(STATED TASK): Your task is to filter the data below down to the lines holding "this".

(EXTRACTED INFORMATION):

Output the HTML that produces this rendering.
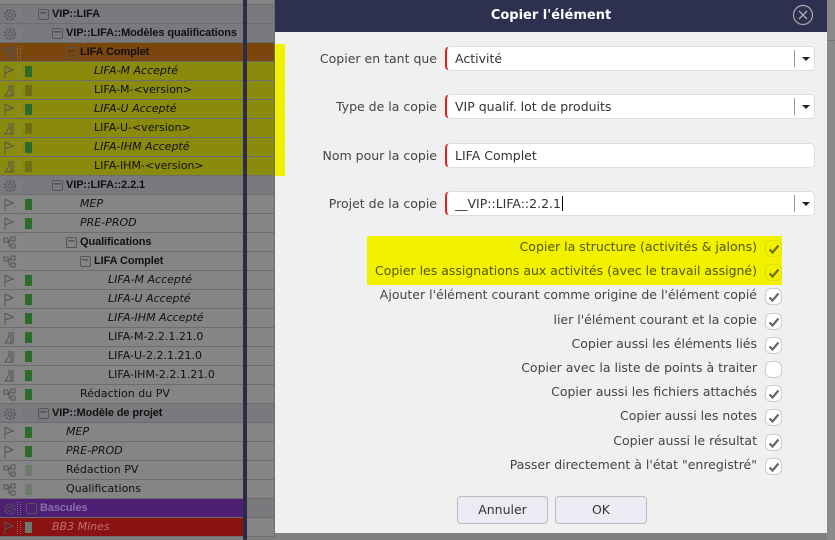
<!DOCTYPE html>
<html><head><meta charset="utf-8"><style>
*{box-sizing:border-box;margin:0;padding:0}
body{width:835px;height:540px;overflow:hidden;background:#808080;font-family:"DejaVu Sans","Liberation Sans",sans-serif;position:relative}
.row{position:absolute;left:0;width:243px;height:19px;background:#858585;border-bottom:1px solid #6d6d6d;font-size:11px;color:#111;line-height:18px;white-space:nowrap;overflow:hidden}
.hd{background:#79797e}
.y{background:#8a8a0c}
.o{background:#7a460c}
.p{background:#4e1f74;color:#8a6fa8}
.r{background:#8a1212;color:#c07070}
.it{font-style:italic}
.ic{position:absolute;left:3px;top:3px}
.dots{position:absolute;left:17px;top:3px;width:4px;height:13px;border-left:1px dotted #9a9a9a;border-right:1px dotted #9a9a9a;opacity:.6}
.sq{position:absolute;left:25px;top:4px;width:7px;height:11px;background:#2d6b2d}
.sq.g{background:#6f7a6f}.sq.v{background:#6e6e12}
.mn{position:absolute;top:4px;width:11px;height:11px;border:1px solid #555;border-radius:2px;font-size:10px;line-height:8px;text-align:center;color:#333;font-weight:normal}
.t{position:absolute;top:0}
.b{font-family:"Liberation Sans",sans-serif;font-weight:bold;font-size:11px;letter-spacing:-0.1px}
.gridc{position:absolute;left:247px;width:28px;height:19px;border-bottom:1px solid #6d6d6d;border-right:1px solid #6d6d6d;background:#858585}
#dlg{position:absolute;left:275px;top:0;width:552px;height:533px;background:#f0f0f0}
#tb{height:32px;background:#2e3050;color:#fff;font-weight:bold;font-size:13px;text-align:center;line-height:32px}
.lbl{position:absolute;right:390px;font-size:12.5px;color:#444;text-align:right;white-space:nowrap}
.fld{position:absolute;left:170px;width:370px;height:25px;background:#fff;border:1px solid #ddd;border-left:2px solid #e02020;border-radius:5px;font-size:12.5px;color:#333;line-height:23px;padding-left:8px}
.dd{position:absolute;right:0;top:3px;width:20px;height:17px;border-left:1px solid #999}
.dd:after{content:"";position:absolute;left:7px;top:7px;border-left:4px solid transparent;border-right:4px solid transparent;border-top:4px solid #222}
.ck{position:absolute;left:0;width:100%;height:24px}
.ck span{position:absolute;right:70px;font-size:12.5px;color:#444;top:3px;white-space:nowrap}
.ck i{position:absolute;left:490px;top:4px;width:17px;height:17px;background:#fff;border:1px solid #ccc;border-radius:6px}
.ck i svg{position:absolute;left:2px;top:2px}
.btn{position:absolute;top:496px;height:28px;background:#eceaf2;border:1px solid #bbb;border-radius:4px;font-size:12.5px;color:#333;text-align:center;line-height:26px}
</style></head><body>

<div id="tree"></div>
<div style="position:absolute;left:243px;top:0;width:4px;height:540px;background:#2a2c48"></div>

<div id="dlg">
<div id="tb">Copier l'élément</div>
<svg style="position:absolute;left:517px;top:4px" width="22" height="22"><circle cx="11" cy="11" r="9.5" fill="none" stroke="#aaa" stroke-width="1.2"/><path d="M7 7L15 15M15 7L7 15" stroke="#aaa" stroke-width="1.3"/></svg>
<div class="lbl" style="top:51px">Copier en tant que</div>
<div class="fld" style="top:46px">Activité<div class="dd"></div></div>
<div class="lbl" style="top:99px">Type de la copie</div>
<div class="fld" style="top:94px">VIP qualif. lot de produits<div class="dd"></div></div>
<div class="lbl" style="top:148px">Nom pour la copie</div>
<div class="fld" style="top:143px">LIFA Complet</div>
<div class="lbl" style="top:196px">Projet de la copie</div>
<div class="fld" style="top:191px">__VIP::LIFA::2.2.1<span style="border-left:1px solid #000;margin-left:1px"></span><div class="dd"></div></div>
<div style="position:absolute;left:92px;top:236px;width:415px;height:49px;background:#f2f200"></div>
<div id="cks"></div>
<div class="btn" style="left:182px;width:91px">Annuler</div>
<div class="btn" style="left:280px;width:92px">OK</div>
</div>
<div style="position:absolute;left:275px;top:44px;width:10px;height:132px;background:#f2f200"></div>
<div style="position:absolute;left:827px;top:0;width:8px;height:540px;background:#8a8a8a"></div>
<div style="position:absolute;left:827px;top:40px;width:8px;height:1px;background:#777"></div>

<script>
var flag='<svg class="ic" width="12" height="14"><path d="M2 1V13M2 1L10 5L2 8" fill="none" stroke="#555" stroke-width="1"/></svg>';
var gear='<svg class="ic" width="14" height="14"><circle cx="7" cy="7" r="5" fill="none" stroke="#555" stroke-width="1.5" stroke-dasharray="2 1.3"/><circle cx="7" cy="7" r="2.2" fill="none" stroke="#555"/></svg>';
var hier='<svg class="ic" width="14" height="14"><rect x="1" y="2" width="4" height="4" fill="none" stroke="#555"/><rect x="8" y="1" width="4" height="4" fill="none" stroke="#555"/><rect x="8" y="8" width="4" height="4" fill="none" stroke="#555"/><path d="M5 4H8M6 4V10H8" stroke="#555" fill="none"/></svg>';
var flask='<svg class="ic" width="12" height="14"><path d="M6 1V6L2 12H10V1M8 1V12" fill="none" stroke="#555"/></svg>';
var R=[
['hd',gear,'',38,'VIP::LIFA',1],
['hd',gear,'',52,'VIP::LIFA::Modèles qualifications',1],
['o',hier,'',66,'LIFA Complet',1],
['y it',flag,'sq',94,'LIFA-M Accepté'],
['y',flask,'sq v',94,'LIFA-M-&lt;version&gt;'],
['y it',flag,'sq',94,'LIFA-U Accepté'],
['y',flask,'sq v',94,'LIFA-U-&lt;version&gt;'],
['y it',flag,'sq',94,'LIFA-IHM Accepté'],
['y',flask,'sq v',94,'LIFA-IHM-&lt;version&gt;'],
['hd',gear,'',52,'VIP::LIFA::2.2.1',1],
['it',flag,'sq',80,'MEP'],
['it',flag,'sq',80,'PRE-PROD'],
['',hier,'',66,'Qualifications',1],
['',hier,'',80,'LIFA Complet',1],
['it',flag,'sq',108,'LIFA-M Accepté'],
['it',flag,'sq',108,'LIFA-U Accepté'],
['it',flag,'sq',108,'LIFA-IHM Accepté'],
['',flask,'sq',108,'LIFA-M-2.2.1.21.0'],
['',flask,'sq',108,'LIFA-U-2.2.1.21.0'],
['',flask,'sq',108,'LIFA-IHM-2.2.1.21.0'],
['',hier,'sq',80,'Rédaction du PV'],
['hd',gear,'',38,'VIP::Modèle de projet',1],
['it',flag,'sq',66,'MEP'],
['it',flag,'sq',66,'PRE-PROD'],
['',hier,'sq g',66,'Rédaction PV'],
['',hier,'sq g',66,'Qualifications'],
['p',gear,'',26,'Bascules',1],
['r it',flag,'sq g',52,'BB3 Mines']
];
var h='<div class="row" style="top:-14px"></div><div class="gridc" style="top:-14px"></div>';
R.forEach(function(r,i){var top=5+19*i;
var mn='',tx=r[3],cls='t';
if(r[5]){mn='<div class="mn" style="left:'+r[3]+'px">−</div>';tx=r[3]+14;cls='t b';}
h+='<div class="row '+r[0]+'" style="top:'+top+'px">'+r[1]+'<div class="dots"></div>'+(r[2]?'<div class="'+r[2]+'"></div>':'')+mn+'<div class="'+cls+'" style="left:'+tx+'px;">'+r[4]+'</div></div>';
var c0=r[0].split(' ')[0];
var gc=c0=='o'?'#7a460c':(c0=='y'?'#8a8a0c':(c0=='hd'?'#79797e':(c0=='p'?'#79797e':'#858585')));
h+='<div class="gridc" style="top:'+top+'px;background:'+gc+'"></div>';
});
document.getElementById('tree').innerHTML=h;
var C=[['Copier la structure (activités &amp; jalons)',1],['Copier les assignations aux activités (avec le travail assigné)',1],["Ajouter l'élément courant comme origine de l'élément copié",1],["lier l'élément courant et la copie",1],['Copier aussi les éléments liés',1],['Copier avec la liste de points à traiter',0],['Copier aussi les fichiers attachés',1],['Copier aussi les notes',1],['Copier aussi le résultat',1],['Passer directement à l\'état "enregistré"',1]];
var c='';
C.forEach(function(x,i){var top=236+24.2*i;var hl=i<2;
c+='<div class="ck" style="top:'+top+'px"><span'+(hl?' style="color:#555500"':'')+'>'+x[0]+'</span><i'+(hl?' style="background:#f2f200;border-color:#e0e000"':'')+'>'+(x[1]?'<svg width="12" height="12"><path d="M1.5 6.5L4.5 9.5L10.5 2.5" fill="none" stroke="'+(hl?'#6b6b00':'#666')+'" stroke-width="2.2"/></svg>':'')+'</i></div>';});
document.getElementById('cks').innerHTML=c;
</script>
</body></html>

...

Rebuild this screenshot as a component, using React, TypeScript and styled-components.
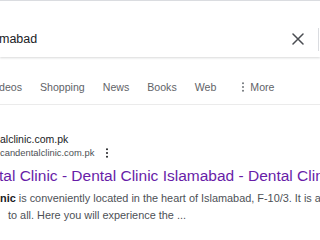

(WORKED ANSWER):
Output the HTML that produces this rendering.
Rebuild this screenshot as a component, using React, TypeScript and styled-components.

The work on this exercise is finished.